Yes, it's what it sounds like.
Makes for a good story, though.
Wanna hear it?
It started off innocently enough. "The Hub" was outside working in the backyard, and I thought I'd go keep him company.
Things were fine when I was outside. It was when I decided to come back in the house that the shenanigans started.
We have a door from the backyard that enters into our main room. And in the mountains, there's no "demilitarized zone" between yard and house – no safe patio break. It goes from outside yard (mountain wildness) right into house (domesticated abode).
As soon as I opened the door, I noticed a tiny little lizard run over the door jamb – right into the main room of our house.
OK, yes, I did say tiny – he was only about 2 inches long. So, he didn't really warrant an *eek* from me. (A totally different scenario than the time I chased a HUGE foot-long lizard out of my house down the hill…)
So, I wasn't scared of Tiny Mr. Lizard. Just more panicky about how we were going to get him back outside. We, of course, meaning "The Hub".
My big brave Reptile Hunter walked into the house to give chase. I stayed outside and looked at the safari through a window. Man, that little guy could move!
"The Hub" gave a valiant effort trying to trap him. He scooted away fast, but then promptly reversed direction when cornered. I saw "The Hub" chase him into the corner…
Oh no, I thought…
I came in and "The Hub" said to me, "I don't know where he went."
"Uh, hon, I think he went down through the heat register into the heat duct."
"Well, he'll probably come out later."
That was the Great Herpetologist's assessment of the situation (as he went back outside).

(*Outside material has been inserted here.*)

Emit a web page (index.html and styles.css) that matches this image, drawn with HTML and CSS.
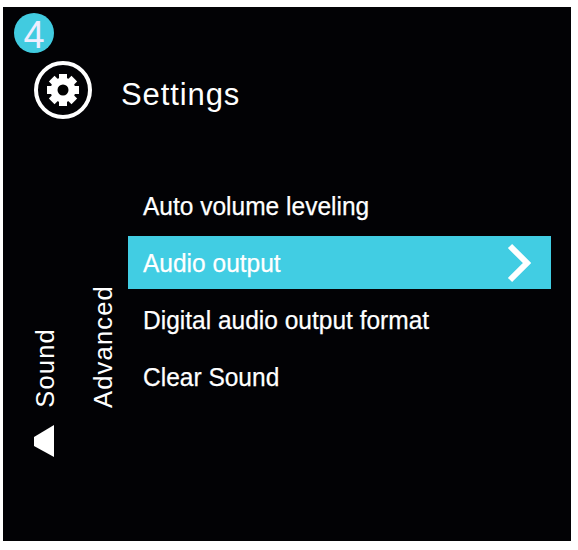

It wasn't good enough for me.
So, I waited a minute or two, then went over and looked at the register. There, peeking back at me from inside the grate, were two tiny little beady eyes. I ran outside again to get "The Hub"…
"I see him," I said. "He's in the register."
Of course, just as we came back inside, the little guy was poking his head out of the register, preparing to make a hasty exit. And, of course, when he saw us, he ran back into the duct. This time, I couldn't see him.
Oh, but I could hear him.
We took the register off the duct, and Tiny Mr. Lizard was nowhere to be seen.
"The Hub" wasn't particularly worried.
I conjured up several dire outcomes:
The tiny lizard would grow up into a big lizard and crawl over me in my sleep some night.
The tiny lizard would grow up into a big lizard and chew through the brand-new ducting.
The tiny lizard would NOT grow up into a big lizard because he would die in the brand-new ducting.
The tiny lizard would NOT grow up into a big lizard because we would fry him when we turned on the heating next time. (Does fried lizard smell anything like frogs' legs???)
"The Hub" figured that he was too small to climb out by himself – the ducting was too slippery. So he put a towel down the *chute* in case the little guy needed something to grab on to.
We waited…no show.
Then I had the brilliant idea to turn the fan on. Maybe we could "blow" him out, I reasoned.
So, we turned on the fan and waited.
"The Hub" went back outside. I waited some more, and then went over to check the towel. Nope, didn't see him. But then…
Almost completely camouflaged in the rug was Tiny Mr. Lizard clinging to the side of the opening in the floor.
I rushed back outside (yet again) to get the Reptile Wrangler. This time he gently poked the little guy with a stick, and kindly prodded him out into the open. The lizard was cold because of the air from the fan, so he moved very slowly.
"The Hub" successfully caught the tiny little booger. I have to admit, up close and personal he was really cute.
We re-released him into the wild, where I'm sure he'll grow up into a big lizard. Maybe he'll come back and say "Hi" someday.
You gotta know there's a lesson in this, don't you?
I pondered later how much effort we had put into chasing down one tiny little lizard. We did an exhaustive search, capture, and re-locate mission. Why? Well, because we knew that though he was very, very small, Mr. Tiny Lizard could potentially cause some big problems.
Isn't it like that with sin?
Especially those tiny sins, that don't seem very threatening.
Small white lies.
A tidbit of gossip.
You know what I'm talking about…
We just don't think they're that big a deal. We figure that they'll work themselves out sooner or later. No harm, no foul. So often, we don't even bother chasing them down.
But small sins can eventually cause some big problems.
Tiny lizards are pests – potential home-wreckers.
Tiny sins are potential heart-wreckers. They can wreak havoc on our spiritual ducting.
So we do well to hunt them down and capture them and re-locate them outside!
Do you have any *tiny sin* that needs to be hunted down and removed from your life?